“The future never just happened, it was created.” The quote is from Will and Ariel Durant, the husband and wife team who collaborated on an eleven-volume history of civilization that always used to be included in Book of the Month deals, which is how many of us got our copies. I’m glad to see the Durants’ quotation brought into play by the 100 Year Starship organization in the service of energizing space exploration. It’s a call to create, to work, to push our ideas.

100 Year Starship (100YSS) puts the Durants’ thinking into practice at the second 100 Year Starship Public Symposium, September 13-16 at the Hyatt Regency in Houston. The event promises academic presentations, science fiction panels, workshops, classes and networking possibilities for those in the aerospace community and the public at large. My hope is that the gathering will kindle some of the same enthusiasm we saw last October in Orlando, when the grant from DARPA that created the 100 Year Starship had yet to be assigned and the halls of the Orlando Hilton filled up with starship aficionados. For more on the event, check the 100YSS symposium page.

Image: The track chair panel from last year’s symposium in Orlando. Credit: 100YSS.

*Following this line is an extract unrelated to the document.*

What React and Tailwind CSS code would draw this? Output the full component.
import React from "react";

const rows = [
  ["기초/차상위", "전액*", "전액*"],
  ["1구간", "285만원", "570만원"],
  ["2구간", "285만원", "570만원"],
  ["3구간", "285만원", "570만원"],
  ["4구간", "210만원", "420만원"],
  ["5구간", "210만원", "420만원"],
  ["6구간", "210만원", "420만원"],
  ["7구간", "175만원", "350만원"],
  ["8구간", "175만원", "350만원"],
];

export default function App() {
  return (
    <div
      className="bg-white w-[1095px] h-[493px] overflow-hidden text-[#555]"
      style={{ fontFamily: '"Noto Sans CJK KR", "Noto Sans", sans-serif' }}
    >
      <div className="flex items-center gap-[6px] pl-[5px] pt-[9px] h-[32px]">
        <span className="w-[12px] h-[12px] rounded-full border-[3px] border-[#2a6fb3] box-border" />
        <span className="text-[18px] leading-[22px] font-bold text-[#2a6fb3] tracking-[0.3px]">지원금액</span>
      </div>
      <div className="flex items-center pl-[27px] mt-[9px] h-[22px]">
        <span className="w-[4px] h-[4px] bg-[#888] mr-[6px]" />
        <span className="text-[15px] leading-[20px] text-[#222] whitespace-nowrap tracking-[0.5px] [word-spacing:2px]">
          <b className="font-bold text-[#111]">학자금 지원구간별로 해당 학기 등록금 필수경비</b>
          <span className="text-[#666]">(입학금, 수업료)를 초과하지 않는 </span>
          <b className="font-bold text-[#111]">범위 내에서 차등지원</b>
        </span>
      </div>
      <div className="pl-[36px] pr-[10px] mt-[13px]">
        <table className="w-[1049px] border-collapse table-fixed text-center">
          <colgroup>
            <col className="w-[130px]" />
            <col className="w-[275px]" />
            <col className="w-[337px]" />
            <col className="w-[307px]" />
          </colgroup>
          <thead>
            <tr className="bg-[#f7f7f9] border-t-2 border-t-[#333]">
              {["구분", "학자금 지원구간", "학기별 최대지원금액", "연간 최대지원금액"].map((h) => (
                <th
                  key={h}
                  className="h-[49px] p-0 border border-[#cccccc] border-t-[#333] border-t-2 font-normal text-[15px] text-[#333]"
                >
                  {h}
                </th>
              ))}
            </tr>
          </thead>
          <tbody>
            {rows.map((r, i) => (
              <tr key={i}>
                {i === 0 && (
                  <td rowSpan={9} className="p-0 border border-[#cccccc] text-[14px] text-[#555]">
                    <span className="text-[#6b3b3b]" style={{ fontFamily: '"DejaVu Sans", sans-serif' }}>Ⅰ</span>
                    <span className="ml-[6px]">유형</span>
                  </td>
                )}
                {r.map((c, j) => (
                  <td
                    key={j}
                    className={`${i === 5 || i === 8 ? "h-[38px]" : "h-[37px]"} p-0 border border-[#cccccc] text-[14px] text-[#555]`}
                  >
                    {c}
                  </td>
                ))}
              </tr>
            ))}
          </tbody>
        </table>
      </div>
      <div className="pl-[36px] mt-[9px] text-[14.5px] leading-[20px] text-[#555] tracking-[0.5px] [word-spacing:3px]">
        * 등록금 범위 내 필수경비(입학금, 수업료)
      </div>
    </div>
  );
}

DARPA (the Defense Advanced Research Projects Agency) provided the seed money, but 100 Year Starship is now in the hands of Mae Jemison, whose Dorothy Jemison Foundation for Excellence will develop the idea with partners Icarus Interstellar (the people behind Project Icarus, the re-envisioning of the Project Daedalus starship) and the Foundation for Enterprise Development. And as we’ve discussed before, the 100 Year Starship refers not to a century-long star mission but to an organization that can survive for a century to nurture the starship idea, the thinking being that a century from now we will have made major progress on the interstellar front. It’s a gutsy and optimistic time frame and I hope it’s proven right.

The upcoming symposium will take place the week of the 50th anniversary of president Kennedy’s famous speech at Rice University exhorting Americans to land on the Moon, so it’s fitting that former president Bill Clinton has agreed to serve as honorary chair for the event. “This important effort helps advance the knowledge and technologies required to explore space,” said Clinton, “all while generating the necessary tools that enhance our quality of life on Earth.” 100YSS is collaborating with Rice University to integrate activities, which will include a salute to fifty years of human space flight at the Johnson Space Center.

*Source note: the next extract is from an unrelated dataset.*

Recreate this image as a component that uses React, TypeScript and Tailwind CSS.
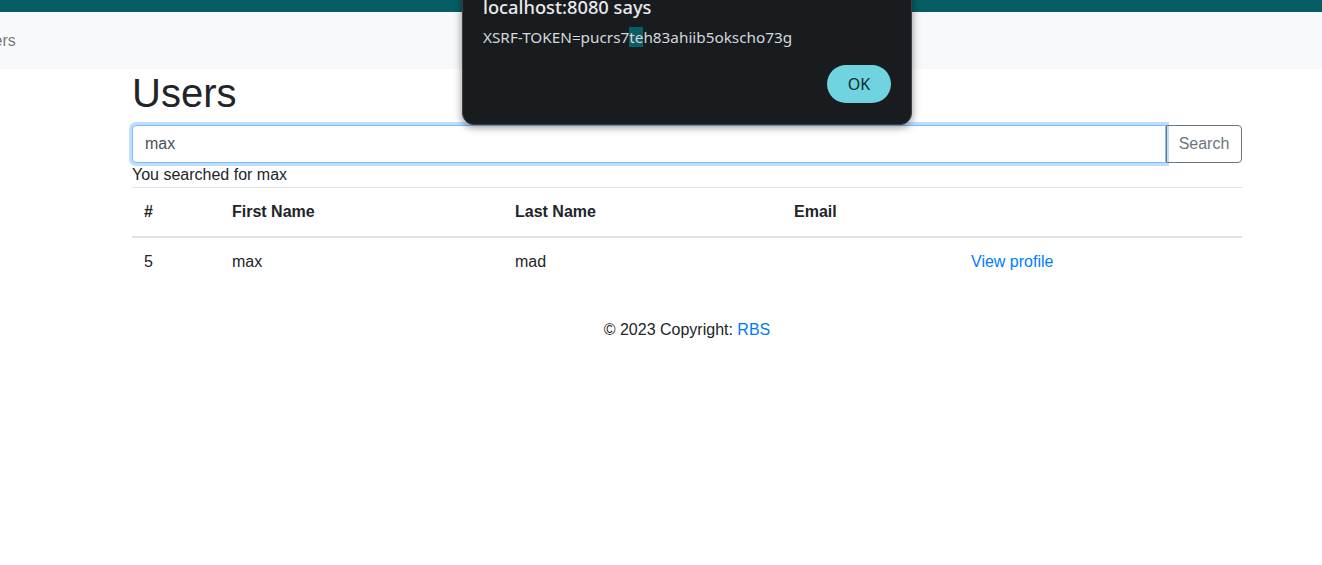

The goal is for a multidisciplinary gathering, as a 100YSS news release makes clear:

100 Year Starship will bring in experts from myriad fields to help achieve its goal — utilizing not only scientists, engineers, doctors, technologists, researchers, sociologists and computer experts, but also architects, writers, artists, entertainers and leaders in government, business, economics, ethics and public policy. 100YSS will also collaborate with existing space exploration and advocacy efforts from both private enterprise and the government. In addition, 100YSS will establish a scientific research institute, The Way, whose major emphasis will be speculative, long-term science and technology.

The 2012 symposium is titled ‘Transition to Transformation…The Journey Begins.’ According to the organization, the goals for the gathering include:

  • Identifying research directions and priorities
  • Understanding methods to assess, transform and deploy space-related technologies to improve daily life
  • Fostering ways to identify and integrate partnerships and partnering opportunities, social structures, cultural awareness and global momentum essential to the 100 year challenge

I see that three track chairs have already been announced. David Alexander (Rice University) will be in charge of a special session on Future Visions, while Eric Davis (Institute for Advanced Studies – Austin) is to be track chair for Time-Distance Solutions. Amy Millman (Springboard Enterprises) chairs a special session called Interstellar Aspiration – Commercial Perspiration. More news on the other track chairs and session topics and papers as it becomes available.

The opportunity before us is to keep the Durants’ quotation in mind: “The future never just happened, it was created.” It’s true on the level of civilizations and on the level of individuals. I’m hoping you can create the opportunity to make it to Houston to see how 100 Year Starship is evolving and to join the scientists, engineers, public policy experts, entertainers and the rest who will be focusing on the issues of interstellar flight. These go well beyond propulsion to include life support, robotics, economics, intelligent systems, communications and more. If it’s anything like last year’s event in Orlando, this second symposium should help move interstellar studies forward.